The Vice-President of the Commission, Frans Timmermans, has launched a "better regulation" agenda.
Eighty pending pieces of legislation have been withdrawn or modified.
But how will this agenda be implemented?
What guarantees are there the EU will stop interfering in areas better handled by national governments, and how will the deal negotiated by Mr Cameron advance that?
And, as importantly, how will the deal ensure the single market - so important to the UK - is extended into services and the digital economy?
Sovereignty
For many Eurosceptics, this is the key issue.
They will judge the deal on what powers will be returned to the UK.
The other countries appear to have conceded an optout to "ever-closer union" but not without objections.
The fear is of creating a domino effect, with other countries claiming the same optout.
Mr Cameron will say the optout shows the UK has left the path leading to a United States of Europe.
But the reality is that European integration is forged incrementally.
And some will see it as little more than an act of symbolism.
Mr Cameron has also said the deal must make it clear "our Parliament is sovereign".
At present, there is a yellow-card system, where a number of countries can insist on the reconsideration of a European Commission measure.
It has been used two or three times at most.
Mr Cameron wants a red-card system, where a group of countries can block EU legislation.
Protecting the single market for non-euro countries
For the Chancellor of the Exchequer, George Osborne, this is the central plank of the renegotiation.
The government accepts the eurozone, if it is to survive, will need to integrate further.
What it wants to ensure is eurozone countries do not adopt rules that might damage the single market or the City of London.
The French suspect the real British motive is to engineer an optout for the City.
Even so, there has been progress.
The test here will be the strength of the mechanism protecting the interests of non-euro countries.
It will be a hard one for voters to judge.
As part of this, the government wants recognition the EU is a multi-currency union.
The aim, eventually, would be to have that written into the treaties.
Migration
This is the most difficult demand.
When Mr Cameron set out his initial ambitions, in his Bloomberg speech, immigration was not mentioned.
But as the May 2015 election approached, it rose up the agenda and a commitment to cut the numbers of migrants was a political response to the rise of UKIP.
In relation to the EU renegotiation, the aim remains to cut the numbers of EU migrants.
The government has focused on what Mr Osborne said "would remove the unnatural draw of the welfare system".
The plan is EU migrants would be denied in-work benefits for four years.
But there is very little evidence migrants travel to claim benefits or that it influences their choice of country.

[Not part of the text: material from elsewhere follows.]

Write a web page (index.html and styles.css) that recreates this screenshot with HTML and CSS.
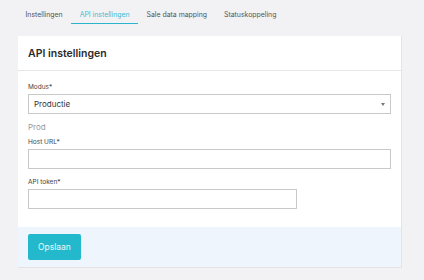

So the impact on immigration is likely to be slight.
Also, any restriction that treats EU migrants differently from UK citizens is likely to be judged discriminatory, as it challenges the right to move freely within the EU to find work.
Initially, there was almost total resistance to this demand.
It was seen as threatening a pillar of the EU - freedom of movement.
Time and again, Europe's leaders have insisted they will not accept the undermining of the EU's basic freedoms.
Events, however, have strengthened Mr Cameron's hand.
As the migrant crisis has deepened, other countries are looking for any measures that might cut numbers, including from within the EU.
"We don't want social-welfare migration within the EU," said one German minister, external.
Eastern and Central European countries are fiercely opposed to any change that might treat their citizens differently.
And yet the Polish president has called for "cautious compromise".
So what might this compromise be?
Officials and lawyers are scrutinising the Citizens' Rights Directive that sets out the rights of people moving within the EU.
The challenge is to find new legislation that would apply equally to migrants and UK citizens and students returning from abroad.
It is proving very difficult.
But the will is there to succeed.
Indeed, several countries, including France and Germany, have indicated they might introduce similar reforms.
Any new law would have to be legally binding and irreversible and eventually backed by treaty change.
For the government, the issue of migration has become totemic.
And it is, perhaps, key to the outcome of the referendum campaign.
The test will be whether voters believe fewer migrants will be drawn to the UK.
The far greater challenge is the number of migrants coming to Europe from the Middle East and Africa.
The EU is considering changing the Dublin rules, where the responsibility for migrants rests with the country in which they first arrived.
Any change is likely to increase burden-sharing within the EU.
Even though the UK has an optout, the government fears the referendum will turn into a vote on immigration.